I hear about this a lot, and I'm sure there are circulation and revenue data that show this (or maybe not, and it's just an urban legend among the chattering class). However, what about just how many articles a newspaper puts out each year? That's surely worth looking at: more articles would seem to suggest better, more productive times. I searched the NYT online for "the" -- the most frequent word in any corpus of English text, guaranteed to show up -- to see how many articles came out in each year. Here is the graph for 1981 to 2007:



There is a downward linear trend, but it is minuscule, accounting for only 4% of the year-to-year variation (other ways of modeling the trend capture a similarly tiny amount of variation). There's a pretty clear cyclical pattern, though, with an apparent period of 16 years (8 years from the peak in 1986 to the trough in 1994, and another 8 years from 1994 to the next peak in 2002). The difference between maximum and minimum values is about 16% of the maximum value, so we're not talking about small changes up and down.

Obviously the internet has nothing to do with the rise and fall of articles that we see. Maybe it tracks some more abstract "economic prosperity" or "booming business" index, but I don't know enough about recent economic history to say. The number of articles declines in the latter half of the '80s and first half of the '90s, when the economy went into the shitter, and recovers during the booming part of the '90s, but it has been declining steadily since 2002 -- have things really been so bad in general starting in 2003? I'll let someone who knows a lot about the economy take that one.

At any rate, the key point here is that you have to look over longer time-scales to say that something is declining -- maybe it's just cyclical, and we're currently in one of the downward-sloping stages.
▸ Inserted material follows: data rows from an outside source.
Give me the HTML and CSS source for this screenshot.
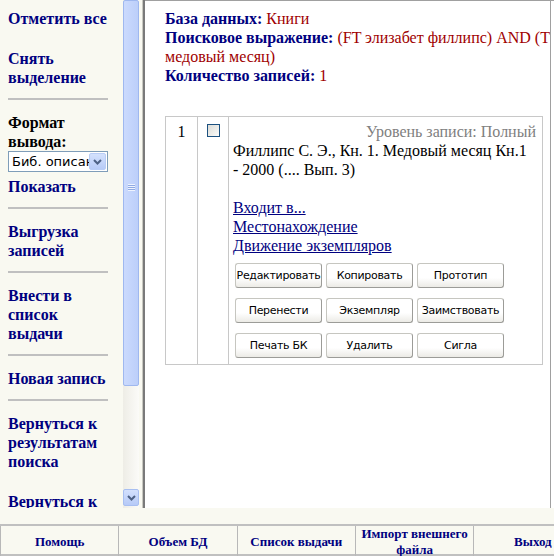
FILE: index.html
```html
<!DOCTYPE html>
<html lang="ru">
<head>
<meta charset="utf-8">
<title>Результаты поиска</title>
<link rel="stylesheet" href="styles.css">
</head>
<body>
<div class="frames">
  <div class="side-frame">
    <nav class="side">
      <a class="side-link" href="#">Отметить все</a>
      <a class="side-link spaced" href="#">Снять выделение</a>
      <div class="sep"></div>
      <div class="fmt">
        <span class="fmt-label">Формат вывода:</span>
        <div class="select"><span class="select-text">Биб. описание</span><span class="select-btn"><svg width="9" height="6" viewBox="0 0 9 6"><path d="M1 1 L4.5 4.5 L8 1" fill="none" stroke="#4d6185" stroke-width="2"/></svg></span></div>
      </div>
      <a class="side-link" href="#">Показать</a>
      <div class="sep"></div>
      <a class="side-link" href="#">Выгрузка записей</a>
      <div class="sep"></div>
      <a class="side-link" href="#">Внести в список выдачи</a>
      <div class="sep"></div>
      <a class="side-link" href="#">Новая запись</a>
      <div class="sep"></div>
      <a class="side-link" href="#">Вернуться к результатам поиска</a>
      <a class="side-link spaced" href="#">Вернуться к запросу</a>
    </nav>
    <div class="vscroll">
      <div class="thumb"><span class="grip"></span></div>
      <div class="track"></div>
      <div class="down-btn"><svg width="9" height="6" viewBox="0 0 9 6"><path d="M1 1 L4.5 4.5 L8 1" fill="none" stroke="#4d6185" stroke-width="2"/></svg></div>
    </div>
    <div class="divider"></div>
  </div>
  <main class="main">
    <div class="view">
      <div class="info">
        <div><b class="lbl">База данных:</b> <span class="val">Книги</span></div>
        <div><b class="lbl">Поисковое выражение:</b> <span class="val">(FT элизабет филлипс) AND (TI медовый месяц)</span></div>
        <div><b class="lbl">Количество записей:</b> <span class="val">1</span></div>
      </div>
      <div class="rec">
        <div class="c-num">1</div>
        <div class="c-chk"><span class="chk"></span></div>
        <div class="c-body">
          <div class="level">Уровень записи: Полный</div>
          <div class="desc">Филлипс С. Э., Кн. 1. Медовый месяц Кн.1 - 2000 (.... Вып. 3)</div>
          <div class="links">
            <a href="#">Входит в...</a>
            <a href="#">Местонахождение</a>
            <a href="#">Движение экземпляров</a>
          </div>
          <div class="btns">
            <button class="btn">Редактировать</button>
            <button class="btn">Копировать</button>
            <button class="btn">Прототип</button>
            <button class="btn">Перенести</button>
            <button class="btn">Экземпляр</button>
            <button class="btn">Заимствовать</button>
            <button class="btn">Печать БК</button>
            <button class="btn">Удалить</button>
            <button class="btn">Сигла</button>
          </div>
        </div>
      </div>
    </div>
  </main>
</div>
<div class="strip"></div>
<div class="foot">
  <a class="foot-cell" href="#">Помощь</a>
  <a class="foot-cell" href="#">Объем БД</a>
  <a class="foot-cell" href="#">Список выдачи</a>
  <a class="foot-cell" href="#">Импорт внешнего файла</a>
  <a class="foot-cell" href="#">Выход</a>
</div>
</body>
</html>
```
FILE: styles.css
```css
* { box-sizing: border-box; }
html, body { margin: 0; padding: 0; }
body {
  width: 554px;
  height: 556px;
  overflow: hidden;
  background: #f9f9f1;
  font-family: "Liberation Serif", "Times New Roman", serif;
}
.frames { display: flex; height: 508px; }

.side-frame { display: flex; width: 145px; flex: none; }
.side {
  width: 123px;
  padding: 9px 8px 0 8px;
  overflow: hidden;
  font-size: 16px;
  line-height: 19px;
  font-weight: bold;
}
.side-link { display: block; color: #000080; text-decoration: none; }
.spaced { margin-top: 21px; }
.sep { width: 100px; height: 2px; background: #c0c0c0; margin: 11px 0 13px; }
.fmt-label { display: block; color: #000; }
.select {
  width: 100px;
  height: 21px;
  margin: 0 0 5px;
  border: 1px solid #7f9db9;
  background: #fff;
  display: flex;
  align-items: center;
  overflow: hidden;
}
.select-text {
  flex: 1;
  overflow: hidden;
  white-space: nowrap;
  padding-left: 3px;
  font: 13px "DejaVu Sans", "Liberation Sans", sans-serif;
  color: #000;
}
.select-btn {
  width: 17px;
  height: 17px;
  margin-right: 1px;
  border: 1px solid #b9cdf6;
  border-radius: 2px;
  background: linear-gradient(#d4e1fd, #b7cbf7);
  display: flex;
  align-items: center;
  justify-content: center;
  flex: none;
}

.vscroll {
  width: 16px;
  flex: none;
  display: flex;
  flex-direction: column;
  background: linear-gradient(to right, #eeede6, #fbfbf8);
}
.thumb {
  height: 386px;
  border: 1px solid #9fb8ef;
  border-radius: 2px;
  background: linear-gradient(to right, #cbdafd, #bccffa);
  display: flex;
  align-items: center;
  justify-content: center;
}
.grip {
  width: 7px;
  height: 7px;
  margin-top: -12px;
  background: repeating-linear-gradient(#eef3fe 0 1px, #8faae3 1px 2px);
}
.track { flex: 1; }
.down-btn {
  height: 17px;
  margin-bottom: 2px;
  border: 1px solid #a8bff1;
  border-radius: 2px;
  background: linear-gradient(#d3e0fd, #b6caf7);
  display: flex;
  align-items: center;
  justify-content: center;
}
.divider {
  width: 6px;
  flex: none;
  border-right: 2px solid #7a7a7a;
  box-shadow: inset -1px 0 0 #c8c8c0;
}

.main {
  flex: 1;
  min-width: 0;
  background: #fff;
  border-top: 1px solid #a0a0a0;
  padding-right: 3px;
  overflow: hidden;
}
.view {
  height: 100%;
  border-right: 1px solid #a0a0a0;
  overflow: hidden;
  padding: 8px 0 0 20px;
  font-size: 16px;
  line-height: 19px;
}
.info { width: 420px; }
.lbl { color: #000080; }
.val { color: #a00000; }

.rec {
  margin-top: 31px;
  width: 378px;
  display: grid;
  grid-template-columns: 31px 31px 1fr;
  border: 1px solid #c8c8c8;
}
.c-num { padding-top: 5px; text-align: center; }
.c-chk { border-left: 1px solid #c8c8c8; padding-top: 7px; display: flex; justify-content: center; align-items: flex-start; }
.chk {
  width: 13px;
  height: 13px;
  border: 1px solid #1c5180;
  background: linear-gradient(135deg, #dcdcd7, #fbfbf9);
}
.c-body { border-left: 1px solid #c8c8c8; padding: 5px 6px 6px 4px; }
.level { text-align: right; color: #808080; }
.desc { margin: 0 8px 19px 0; }
.links a { display: block; color: #000080; text-decoration: underline; }
.btns {
  margin: 8px 0 0 2px;
  display: grid;
  grid-template-columns: repeat(3, 87px);
  column-gap: 4px;
  row-gap: 10px;
}
.btn {
  height: 25px;
  padding: 0;
  border: 1px solid #c6c6c0;
  border-right-color: #9c9c98;
  border-bottom-color: #9c9c98;
  border-radius: 3px;
  background: linear-gradient(#ffffff, #ffffff 60%, #ecebe6);
  font: 11px "DejaVu Sans", "Liberation Sans", sans-serif;
  letter-spacing: -0.3px;
  color: #000;
}

.strip { height: 16px; }
.foot {
  display: grid;
  grid-template-columns: repeat(5, 118.3px);
  height: 32px;
  border-top: 2px solid #c0c0c0;
  border-bottom: 2px solid #c0c0c0;
}
.foot-cell {
  border-left: 1px solid #b8b8b8;
  display: flex;
  align-items: center;
  justify-content: center;
  text-align: center;
  padding: 0 2px;
  font-size: 13px;
  line-height: 16px;
  font-weight: bold;
  color: #000080;
  text-decoration: none;
}
```
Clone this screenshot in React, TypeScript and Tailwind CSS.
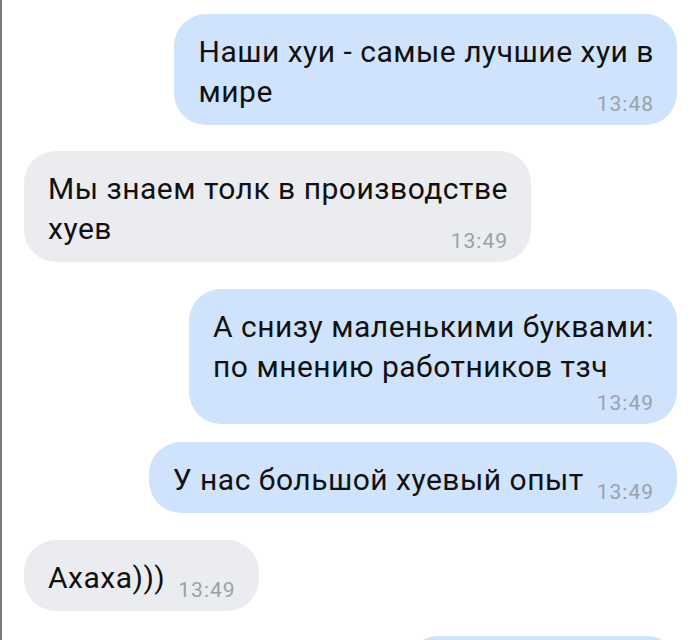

If I get really bored sometime, I'll do a more sophisticated search so that I can get data from before 1981, but even with these data, it's clear that the story of a steady erosion of print journalism is misleading. If my hunch above is correct, the newspapers will hit bottom around 2010 but pick up afterward.

4 comments:

  1. First, there is plenty of data on declining newspaper circulation. The LAT for example, peaked in the late 1980's and has been losing readers ever since. They have lost nearly about half the circulation they had then, and their hard turn to the Left has coincided with ever declining circulation.

    The same holds roughly true for the NYT, the San Francisco papers, and so on. In fact, LA used to have two daily papers, the LAT and Herald Examiner, and now has a dying LAT, where the new owner is struggling to find a buyer. The Chicago Tribune is no different, and of course San Francisco also had two papers and now has only one.
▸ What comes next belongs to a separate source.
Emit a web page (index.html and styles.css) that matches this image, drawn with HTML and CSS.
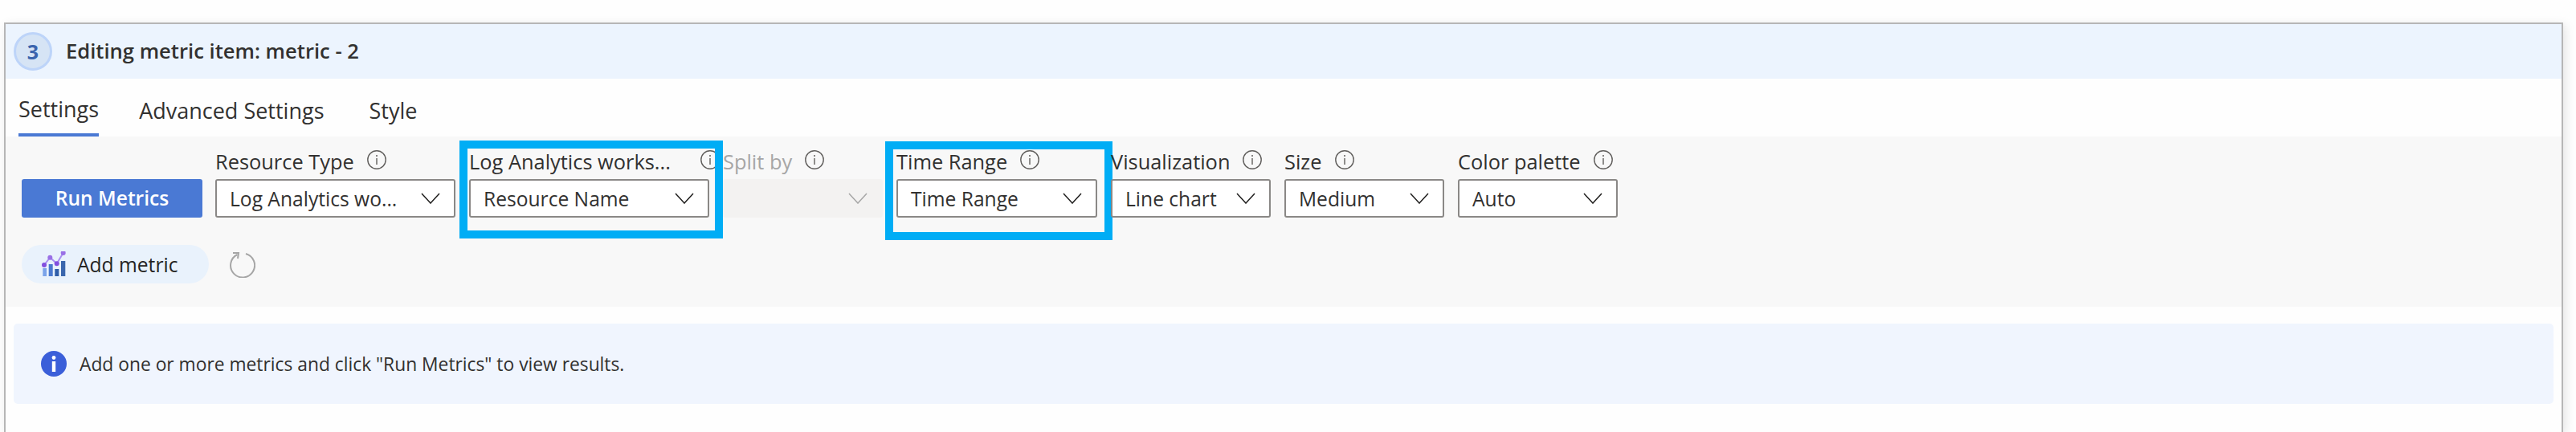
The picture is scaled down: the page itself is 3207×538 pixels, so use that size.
FILE: index.html
```html
<!DOCTYPE html>
<html lang="en">
<head>
    <meta charset="UTF-8">
    <title>Editing metric item</title>
    <link rel="stylesheet" href="styles.css">
</head>
<body>
    <svg class="defs" width="0" height="0">
        <symbol id="info" viewBox="0 0 24 24">
            <circle cx="12" cy="12" r="11.2" fill="none" stroke="#605e5c" stroke-width="1.4"/>
            <rect x="11.3" y="10" width="1.4" height="8" fill="#605e5c"/>
            <circle cx="12" cy="7" r="1" fill="#605e5c"/>
        </symbol>
        <symbol id="chevron" viewBox="0 0 24 14">
            <polyline points="1,1 12,13 23,1" fill="none" stroke="currentColor" stroke-width="1.5"/>
        </symbol>
    </svg>

    <div class="card">
        <div class="header">
            <span class="step">3</span>
            <h1>Editing metric item: metric - 2</h1>
        </div>

        <div class="tabs">
            <span class="tab active">Settings</span>
            <span class="tab">Advanced Settings</span>
            <span class="tab tab-last">Style</span>
        </div>

        <div class="toolbar">
            <div class="fields">
                <button class="run">Run Metrics</button>

                <div class="field w-wide">
                    <div class="label"><span>Resource Type</span><svg class="info"><use href="#info"/></svg></div>
                    <div class="select"><span>Log Analytics wo...</span><svg class="chevron"><use href="#chevron"/></svg></div>
                </div>

                <div class="field w-wide mark mark-a">
                    <div class="label"><span>Log Analytics works...</span><svg class="info push"><use href="#info"/></svg></div>
                    <div class="select"><span>Resource Name</span><svg class="chevron"><use href="#chevron"/></svg></div>
                </div>

                <div class="field w-small disabled">
                    <div class="label"><span>Split by</span><svg class="info"><use href="#info"/></svg></div>
                    <div class="select"><span></span><svg class="chevron"><use href="#chevron"/></svg></div>
                </div>

                <div class="field w-mid mark mark-b">
                    <div class="label"><span>Time Range</span><svg class="info"><use href="#info"/></svg></div>
                    <div class="select"><span>Time Range</span><svg class="chevron"><use href="#chevron"/></svg></div>
                </div>

                <div class="field w-small">
                    <div class="label"><span>Visualization</span><svg class="info"><use href="#info"/></svg></div>
                    <div class="select"><span>Line chart</span><svg class="chevron"><use href="#chevron"/></svg></div>
                </div>

                <div class="field w-small">
                    <div class="label"><span>Size</span><svg class="info"><use href="#info"/></svg></div>
                    <div class="select"><span>Medium</span><svg class="chevron"><use href="#chevron"/></svg></div>
                </div>

                <div class="field w-small">
                    <div class="label"><span>Color palette</span><svg class="info"><use href="#info"/></svg></div>
                    <div class="select"><span>Auto</span><svg class="chevron"><use href="#chevron"/></svg></div>
                </div>
            </div>

            <div class="actions">
                <button class="add">
                    <svg class="add-icon" viewBox="0 1 30 32">
                        <rect x="1.3" y="22" width="4.7" height="10" fill="#7ba4ea"/>
                        <rect x="8.7" y="17" width="5" height="15" fill="#4a79cf"/>
                        <rect x="16.3" y="23" width="5" height="9" fill="#2f5da8"/>
                        <rect x="24" y="13" width="5.3" height="19" fill="#3a66ad"/>
                        <polyline points="3,18 10.3,8.7 18.7,16.3 26.7,3" fill="none" stroke="#a98ff0" stroke-width="2"/>
                        <circle cx="3" cy="18" r="3" fill="#8250df"/>
                        <circle cx="10.3" cy="8.7" r="3" fill="#9a70e6"/>
                        <circle cx="18.7" cy="16.3" r="3" fill="#8250df"/>
                        <circle cx="26.7" cy="3" r="3" fill="#9a70e6"/>
                    </svg>
                    Add metric
                </button>
                <svg class="refresh" viewBox="0 0 32 32">
                    <path d="M20 2 A15 15 0 1 1 9.5 3" fill="none" stroke="#a6a6a6" stroke-width="2"/>
                    <polyline points="4,1 11,1 10,8" fill="none" stroke="#a6a6a6" stroke-width="2"/>
                </svg>
            </div>
        </div>

        <div class="message">
            <svg class="message-icon" viewBox="0 0 32 32">
                <circle cx="16" cy="16" r="16" fill="#3b5fd9"/>
                <circle cx="16" cy="8.5" r="2.4" fill="#fff"/>
                <rect x="13.8" y="13" width="4.4" height="13" fill="#fff"/>
            </svg>
            <span>Add one or more metrics and click "Run Metrics" to view results.</span>
        </div>
    </div>
</body>
</html>
```

FILE: styles.css
```css
html, body {
    height: 100%;
}
body {
    margin: 0;
    padding: 28px 16px 0 5px;
    box-sizing: border-box;
    background-color: #fefefe;
    font-family: "Open Sans", "Noto Sans", sans-serif;
    font-size: 25px;
    color: #323130;
    overflow: hidden;
}
.defs {
    position: absolute;
}
.card {
    height: 100%;
    box-sizing: border-box;
    border: 2px solid #b6b6b6;
    border-bottom: 0;
    background-color: #fefefe;
    box-shadow: 3px 3px 12px rgba(0, 0, 0, 0.1);
}
.header {
    display: flex;
    align-items: center;
    gap: 17px;
    height: 68px;
    padding-left: 10px;
    background-color: #ecf4fe;
}
.step {
    display: flex;
    align-items: center;
    justify-content: center;
    width: 48px;
    height: 48px;
    box-sizing: border-box;
    border: 3px solid #bdd4f9;
    border-radius: 50%;
    background-color: #d6e4f5;
    color: #3b64ad;
    font-weight: 700;
}
h1 {
    margin: 0 0 2px;
    font-size: 25.6px;
    font-weight: 600;
}
.tabs {
    display: flex;
    gap: 50px;
    height: 72px;
    padding-left: 16px;
    box-sizing: border-box;
}
.tab {
    display: flex;
    align-items: center;
    padding-top: 6px;
    font-size: 27px;
}
.tab-last {
    margin-left: 6px;
}
.tab.active {
    border-bottom: 4px solid #4a79d4;
    font-weight: 500;
}
.toolbar {
    padding: 16px 0 29px 20px;
    background-color: #f8f8f8;
}
.fields {
    display: flex;
    align-items: flex-end;
    gap: 17px;
}
.field {
    position: relative;
}
.w-wide {
    width: 299px;
}
.w-mid {
    width: 250px;
}
.w-small {
    width: 199px;
}
.label {
    display: flex;
    align-items: center;
    gap: 16px;
    height: 37px;
    padding-bottom: 8px;
    box-sizing: border-box;
    font-size: 25.4px;
    font-weight: 500;
    white-space: nowrap;
}
.info {
    width: 24px;
    height: 24px;
    flex: none;
    margin-top: -4px;
}
.info.push {
    margin-left: auto;
    margin-right: -13px;
}
.select {
    display: flex;
    align-items: center;
    justify-content: space-between;
    height: 48px;
    padding: 0 17px 0 16px;
    box-sizing: border-box;
    border: 2px solid #8a8886;
    border-radius: 3px;
    background-color: #fff;
    font-size: 24.6px;
}
.chevron {
    width: 24px;
    height: 14px;
    flex: none;
    color: #201f1e;
}
.disabled .label span {
    color: #a6a6a6;
}
.disabled .select {
    border-color: #f3f2f1;
    background-color: #f3f2f1;
}
.disabled .chevron {
    color: #a6a6a6;
}
.mark::after {
    content: "";
    position: absolute;
    border: 10px solid #00adf5;
    pointer-events: none;
}
.mark-a::after {
    top: -11px;
    right: -17px;
    bottom: -26px;
    left: -12px;
}
.mark-b::after {
    top: -10px;
    right: -19px;
    bottom: -28px;
    left: -14px;
}
.run {
    width: 225px;
    height: 48px;
    margin-right: -1px;
    padding-bottom: 3px;
    border: 0;
    border-radius: 3px;
    background-color: #4a79d4;
    color: #fff;
    font-family: inherit;
    font-size: 24.6px;
    font-weight: 600;
}
.actions {
    display: flex;
    align-items: center;
    gap: 26px;
    margin-top: 34px;
}
.add {
    display: flex;
    align-items: center;
    gap: 14px;
    width: 233px;
    height: 48px;
    padding: 0 0 0 25px;
    box-sizing: border-box;
    border: 0;
    border-radius: 24px;
    background-color: #e9f2fc;
    color: #252423;
    font-family: inherit;
    font-size: 24.6px;
}
.add-icon {
    width: 30px;
    height: 32px;
    flex: none;
}
.refresh {
    width: 32px;
    height: 32px;
    margin-top: 2px;
}
.message {
    display: flex;
    align-items: center;
    gap: 16px;
    height: 100px;
    margin: 21px 10px 0 10px;
    padding-left: 34px;
    box-sizing: border-box;
    border-radius: 5px;
    background-color: #f0f5fe;
    font-size: 22.8px;
}
.message-icon {
    width: 32px;
    height: 32px;
    flex: none;
}
```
    Declines in circulation can be tracked by the number of towns that supported two papers and now have only one.

    Second, the decline in articles after say 2000 is because of advertising moving to the internet. If you advertise on the internet, you get both cheaper rates, and more targeted ads. You even get better response too.

    Locally, the LAT is just cratering in advertising spending. Businesses are just not spending with them, finding either targeted search ads or ... radio ads more effective.
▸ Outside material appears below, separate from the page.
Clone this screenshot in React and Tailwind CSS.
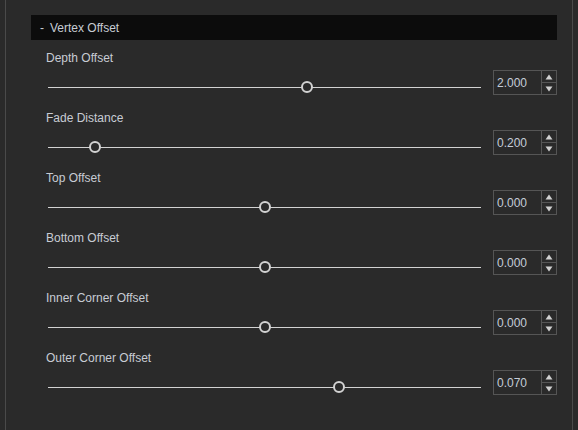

    Readership is mostly an older reader phenomena, younger people just don't read newspapers.

    Interestingly, there are only two "national" newspapers -- the Wall Street Journal (the "serious" paper) and USA Today (the tabloid one). The NYT tried and failed.

    Yes, quite likely newspapers will significantly decline. They just don't generate revenue, with ever declining readership (overt partisanship does not help -- readers are more likely to be conservative, and younger more liberal potential readers find them "uncool"). Ever declining advertising revenue.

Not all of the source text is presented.